Wherever they went the racers were protected by troops with tanks and helicopter gun ships. Most of the race was run without incident, though outside Bao Loc city it was delayed for 90 minutes while engineers detonated a mine and troops engaged in a fire fight with the Viet Cong. Generally, though, the most serious problem facing the cyclists was spills on the bad roads. Many of the roads were under construction, and others were strewn with gravel and rocks and pitted with potholes. Even so, the racers were looking forward to a full tour of South Vietnam next year "if the American engineers can finish the roads in time." There was no comment from the Viet Cong.

PLUS TWO

Harness racing is taking a radical step in an attempt to solve one of its perennial problems: the high incidence of lameness and other afflictions that plague 2-year-olds. Because they are trained and raced while their bones are still soft and their muscles undeveloped, many young colts get hurt and break down. Fewer than 25% of the 2-year-olds ever reach the starting gate (the percentage among flat-racing thoroughbreds is similar).

Since it would be impracticable to ban 2-year-old racing, which is extremely lucrative, harness officials have changed the breeding rules instead. Traditionally, all racing horses born in a calendar year become one year old on the following Jan. 1. But now standardbreds foaled in November and December will not become yearlings until the second Jan. 1 of their young lives. With that extra two-month leeway breeders can aim at earlier foalings, and colt's going into training will be significantly older and stronger. The percentage of 2-year-olds getting to the races should be higher, and they ought to be sounder and more dependable when they do race. Admittedly, it is an experiment—all harness-racing people don't like it—but you can be sure the results will be closely watched by thoroughbred racing, too.

INEVITABILITY OF LOGIC

Don't know whether this will comfort Muhammad Ali or not, but early in the season Coach Ron Farris of Spencerian, a Louisville business college, decided to test a computer by having it analyze the possible outcome of Spencerian's basketball games. The computer blew one prediction at the start when it had no information of consequence and another when the data was incomplete. But in the other eight games it analyzed it was 100% correct (Spencerian won four and lost four, all as predicted) and was never more than three points off the final margin of victory.

Not surprisingly, the Spencerian team developed a complex. Farris explained, "A couple of the fellows came to me and said they felt uncomfortable about it. It was easy to see why. It got to me, too. How would you like to go into a game knowing that you were supposed to lose by so much and score X amount of points to an X-plus amount by the other team—and then have it happen?"

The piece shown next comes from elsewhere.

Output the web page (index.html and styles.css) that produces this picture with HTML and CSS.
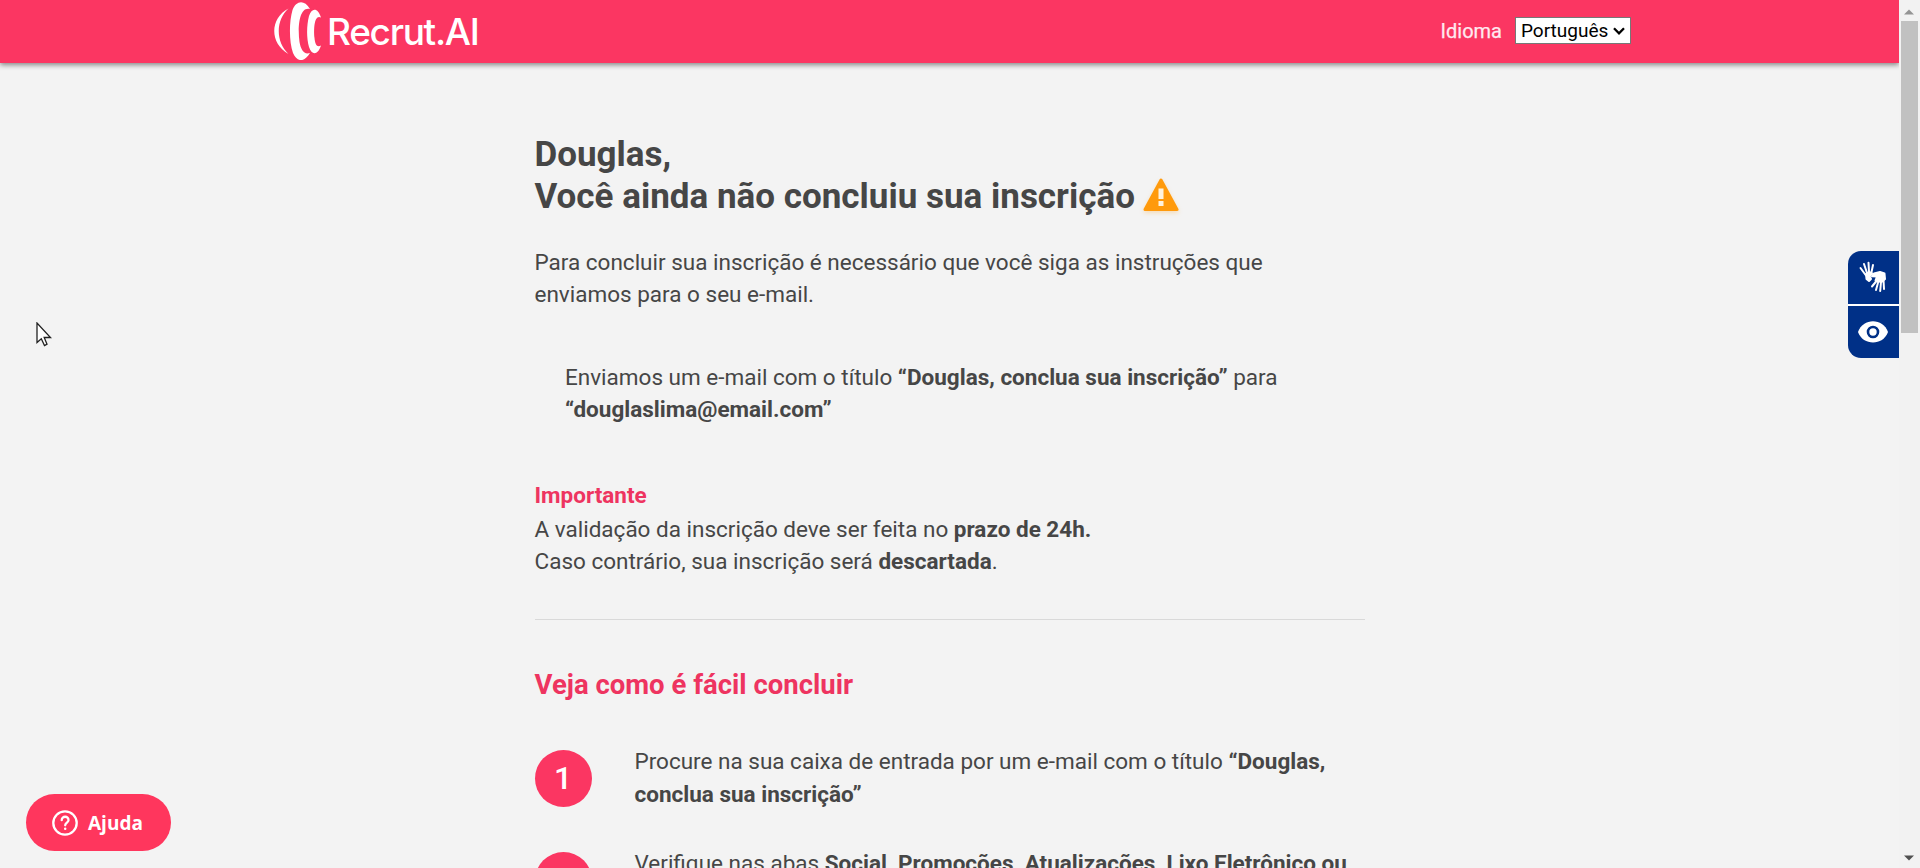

What else could Farris do? He fired the computer.

ILLUSTRATION

THEY SAID IT

•Bobby Orr, Boston Bruin 21-year-old star who is on his way to becoming a young millionaire, asked if he would like to coach an All-Star hockey team with players like Detroit's Gordie Howe and Chicago's Bobby Hull: "It would be nice to coach a team like that, but I'd rather own it."

•Monsignor Vincent J. MacKay, who leads the Kansas City Chiefs in prayer, on his Super Bowl efforts: "Jerry Mays asked me to say a prayer after the game no matter who won. To be safe, I had to wait until the fourth quarter to compose it in order to see what direction I should take."

•Barry Moore, pitcher traded from Ted Williams' Washington Senators to the Cleveland Indians: "Maybe it's just inexperience, but Ted Williams doesn't know much about pitching. I think he tends to overwork his hot pitcher. He burned out Dennis Higgins, who had a great first half."